=== Input ===
----

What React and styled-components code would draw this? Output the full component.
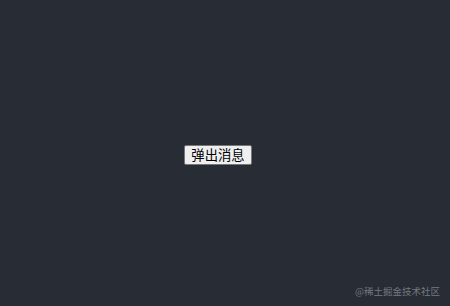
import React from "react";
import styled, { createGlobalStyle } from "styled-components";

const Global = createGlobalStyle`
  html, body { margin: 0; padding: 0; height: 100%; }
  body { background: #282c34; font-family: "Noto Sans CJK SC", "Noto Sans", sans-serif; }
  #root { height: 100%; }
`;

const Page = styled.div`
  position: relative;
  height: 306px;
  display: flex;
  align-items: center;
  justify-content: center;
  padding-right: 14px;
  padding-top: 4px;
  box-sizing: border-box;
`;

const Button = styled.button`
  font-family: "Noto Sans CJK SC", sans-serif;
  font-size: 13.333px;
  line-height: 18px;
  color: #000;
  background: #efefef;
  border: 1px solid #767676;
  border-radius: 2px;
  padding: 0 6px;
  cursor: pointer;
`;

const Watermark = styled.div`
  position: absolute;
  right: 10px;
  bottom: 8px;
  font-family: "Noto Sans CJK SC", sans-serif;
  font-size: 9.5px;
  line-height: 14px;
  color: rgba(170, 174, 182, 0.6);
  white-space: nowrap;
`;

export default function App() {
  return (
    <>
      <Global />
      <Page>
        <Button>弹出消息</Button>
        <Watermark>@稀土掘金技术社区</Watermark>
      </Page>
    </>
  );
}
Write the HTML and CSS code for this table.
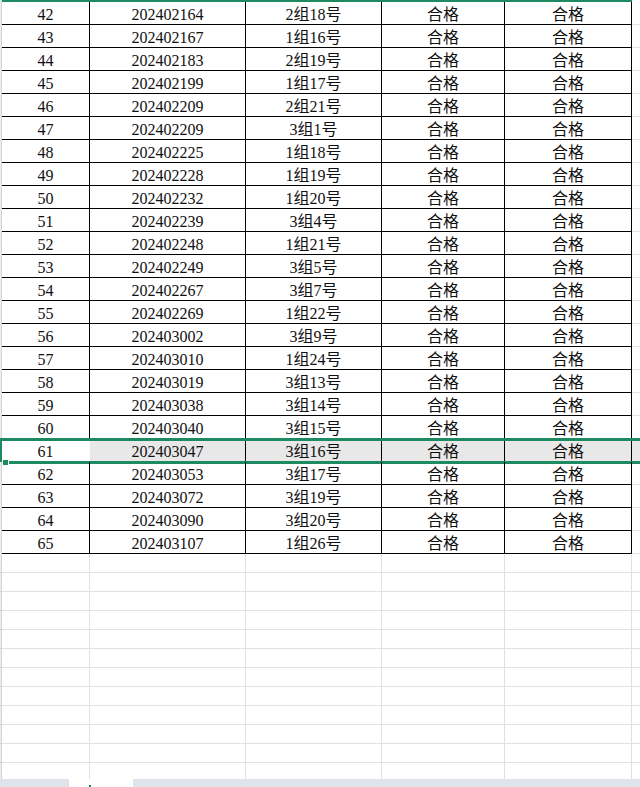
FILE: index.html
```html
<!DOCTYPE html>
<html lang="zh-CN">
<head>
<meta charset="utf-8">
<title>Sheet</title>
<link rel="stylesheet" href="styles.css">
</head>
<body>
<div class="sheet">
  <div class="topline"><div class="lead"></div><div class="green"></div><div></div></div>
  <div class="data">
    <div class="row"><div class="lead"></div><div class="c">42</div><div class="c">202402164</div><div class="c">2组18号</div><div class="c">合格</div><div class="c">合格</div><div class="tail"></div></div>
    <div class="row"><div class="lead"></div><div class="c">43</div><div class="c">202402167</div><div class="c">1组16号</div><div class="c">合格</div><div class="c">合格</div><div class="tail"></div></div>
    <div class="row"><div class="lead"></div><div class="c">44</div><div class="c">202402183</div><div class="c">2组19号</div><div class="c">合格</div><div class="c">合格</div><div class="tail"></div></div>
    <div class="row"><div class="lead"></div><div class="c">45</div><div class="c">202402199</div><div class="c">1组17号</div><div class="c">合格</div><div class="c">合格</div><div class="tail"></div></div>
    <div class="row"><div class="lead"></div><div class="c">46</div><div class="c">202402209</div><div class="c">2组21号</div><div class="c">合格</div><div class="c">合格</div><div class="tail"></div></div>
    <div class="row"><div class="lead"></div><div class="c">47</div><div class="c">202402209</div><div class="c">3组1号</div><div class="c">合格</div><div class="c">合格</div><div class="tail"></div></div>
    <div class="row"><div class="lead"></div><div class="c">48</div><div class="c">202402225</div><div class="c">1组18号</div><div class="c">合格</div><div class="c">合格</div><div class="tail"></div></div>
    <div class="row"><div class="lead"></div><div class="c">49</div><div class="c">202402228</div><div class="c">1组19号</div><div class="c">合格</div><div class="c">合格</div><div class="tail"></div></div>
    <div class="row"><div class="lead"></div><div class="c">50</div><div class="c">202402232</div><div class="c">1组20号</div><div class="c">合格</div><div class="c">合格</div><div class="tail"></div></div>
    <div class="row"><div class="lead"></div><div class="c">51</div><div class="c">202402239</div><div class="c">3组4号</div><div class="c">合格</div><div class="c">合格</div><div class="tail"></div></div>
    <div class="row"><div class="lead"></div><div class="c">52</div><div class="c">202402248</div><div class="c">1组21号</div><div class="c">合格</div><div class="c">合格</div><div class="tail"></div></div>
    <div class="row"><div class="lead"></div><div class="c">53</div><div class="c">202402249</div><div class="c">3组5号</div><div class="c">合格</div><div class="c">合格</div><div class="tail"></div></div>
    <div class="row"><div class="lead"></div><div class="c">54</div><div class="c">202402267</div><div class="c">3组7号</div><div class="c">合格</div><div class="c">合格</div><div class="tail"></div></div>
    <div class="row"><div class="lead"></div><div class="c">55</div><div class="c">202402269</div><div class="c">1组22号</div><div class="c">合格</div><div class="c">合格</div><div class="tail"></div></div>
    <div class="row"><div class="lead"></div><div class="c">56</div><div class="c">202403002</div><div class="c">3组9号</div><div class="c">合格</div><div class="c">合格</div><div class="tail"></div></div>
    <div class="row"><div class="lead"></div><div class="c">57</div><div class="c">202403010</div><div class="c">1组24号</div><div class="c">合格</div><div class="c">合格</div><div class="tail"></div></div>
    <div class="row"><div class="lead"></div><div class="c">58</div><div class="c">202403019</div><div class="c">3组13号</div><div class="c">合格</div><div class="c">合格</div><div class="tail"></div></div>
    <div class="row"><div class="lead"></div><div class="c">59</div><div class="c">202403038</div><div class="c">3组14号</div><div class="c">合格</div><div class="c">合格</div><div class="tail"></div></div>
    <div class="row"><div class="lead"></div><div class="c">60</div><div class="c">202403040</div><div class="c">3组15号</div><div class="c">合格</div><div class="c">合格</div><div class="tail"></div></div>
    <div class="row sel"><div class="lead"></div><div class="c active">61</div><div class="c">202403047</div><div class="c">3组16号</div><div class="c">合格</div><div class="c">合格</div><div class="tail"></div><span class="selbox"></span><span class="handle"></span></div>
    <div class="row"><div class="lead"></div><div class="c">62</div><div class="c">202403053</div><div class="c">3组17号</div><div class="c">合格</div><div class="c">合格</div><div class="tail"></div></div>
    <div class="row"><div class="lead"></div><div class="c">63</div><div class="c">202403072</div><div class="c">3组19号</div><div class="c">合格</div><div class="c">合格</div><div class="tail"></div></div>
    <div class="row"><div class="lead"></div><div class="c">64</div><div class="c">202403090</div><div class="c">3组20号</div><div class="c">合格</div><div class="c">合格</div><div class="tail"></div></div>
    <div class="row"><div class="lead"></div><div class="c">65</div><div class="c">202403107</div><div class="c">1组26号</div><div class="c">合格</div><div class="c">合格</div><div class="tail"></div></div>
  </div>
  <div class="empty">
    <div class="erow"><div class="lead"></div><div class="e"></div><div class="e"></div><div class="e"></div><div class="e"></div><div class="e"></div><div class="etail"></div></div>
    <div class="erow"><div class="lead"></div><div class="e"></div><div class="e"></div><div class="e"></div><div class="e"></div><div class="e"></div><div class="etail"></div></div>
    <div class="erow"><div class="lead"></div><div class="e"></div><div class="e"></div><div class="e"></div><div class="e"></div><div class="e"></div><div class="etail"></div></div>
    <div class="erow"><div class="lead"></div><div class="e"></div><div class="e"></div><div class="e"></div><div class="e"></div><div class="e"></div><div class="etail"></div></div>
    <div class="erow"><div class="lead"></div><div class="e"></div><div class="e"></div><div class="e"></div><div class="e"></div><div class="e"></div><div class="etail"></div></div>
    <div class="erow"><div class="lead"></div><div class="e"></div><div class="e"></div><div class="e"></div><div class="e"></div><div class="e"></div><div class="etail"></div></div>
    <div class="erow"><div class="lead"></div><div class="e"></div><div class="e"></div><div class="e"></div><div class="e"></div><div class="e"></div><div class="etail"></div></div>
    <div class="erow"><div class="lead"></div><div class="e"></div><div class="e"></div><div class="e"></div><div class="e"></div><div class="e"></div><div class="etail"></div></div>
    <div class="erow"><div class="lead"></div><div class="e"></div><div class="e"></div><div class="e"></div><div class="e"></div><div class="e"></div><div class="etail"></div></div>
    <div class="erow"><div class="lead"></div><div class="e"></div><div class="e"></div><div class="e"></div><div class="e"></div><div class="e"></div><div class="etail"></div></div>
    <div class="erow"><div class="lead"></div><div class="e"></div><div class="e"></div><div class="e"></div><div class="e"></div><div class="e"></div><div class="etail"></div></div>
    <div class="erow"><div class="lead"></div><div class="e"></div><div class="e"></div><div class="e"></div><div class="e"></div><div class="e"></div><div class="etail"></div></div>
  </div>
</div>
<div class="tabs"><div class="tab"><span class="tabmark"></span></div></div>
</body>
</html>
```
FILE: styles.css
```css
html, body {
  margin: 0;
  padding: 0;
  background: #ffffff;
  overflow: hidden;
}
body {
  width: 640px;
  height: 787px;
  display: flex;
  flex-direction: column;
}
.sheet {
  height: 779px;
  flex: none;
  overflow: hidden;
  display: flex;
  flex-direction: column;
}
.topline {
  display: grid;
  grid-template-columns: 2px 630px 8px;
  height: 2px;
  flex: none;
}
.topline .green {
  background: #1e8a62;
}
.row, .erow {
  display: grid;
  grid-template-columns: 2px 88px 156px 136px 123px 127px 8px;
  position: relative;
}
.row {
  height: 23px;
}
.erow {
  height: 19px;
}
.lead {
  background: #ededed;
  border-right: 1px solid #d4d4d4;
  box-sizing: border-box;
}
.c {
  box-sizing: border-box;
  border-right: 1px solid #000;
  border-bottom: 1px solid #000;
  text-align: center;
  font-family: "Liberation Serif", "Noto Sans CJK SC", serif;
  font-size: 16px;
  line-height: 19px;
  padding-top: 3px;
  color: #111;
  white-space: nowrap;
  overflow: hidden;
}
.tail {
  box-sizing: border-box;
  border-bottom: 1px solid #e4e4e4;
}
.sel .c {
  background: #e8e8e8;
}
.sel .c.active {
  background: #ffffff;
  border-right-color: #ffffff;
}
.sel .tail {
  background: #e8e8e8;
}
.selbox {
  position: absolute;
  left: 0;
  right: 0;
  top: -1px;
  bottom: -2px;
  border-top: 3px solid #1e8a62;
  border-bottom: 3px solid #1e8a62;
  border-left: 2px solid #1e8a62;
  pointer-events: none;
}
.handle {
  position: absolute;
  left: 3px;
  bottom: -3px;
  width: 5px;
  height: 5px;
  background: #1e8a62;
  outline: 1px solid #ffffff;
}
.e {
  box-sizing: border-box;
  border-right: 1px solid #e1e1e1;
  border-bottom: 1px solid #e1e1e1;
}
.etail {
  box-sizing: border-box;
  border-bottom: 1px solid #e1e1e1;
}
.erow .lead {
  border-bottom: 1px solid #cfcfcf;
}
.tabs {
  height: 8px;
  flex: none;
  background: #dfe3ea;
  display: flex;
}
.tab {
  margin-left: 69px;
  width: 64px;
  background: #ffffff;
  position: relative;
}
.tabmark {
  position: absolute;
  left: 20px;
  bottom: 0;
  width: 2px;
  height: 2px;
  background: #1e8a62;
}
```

----

=== What to do ===
Only the number is needed here: how many lines of the records contain "styled"?

=== In response ===
5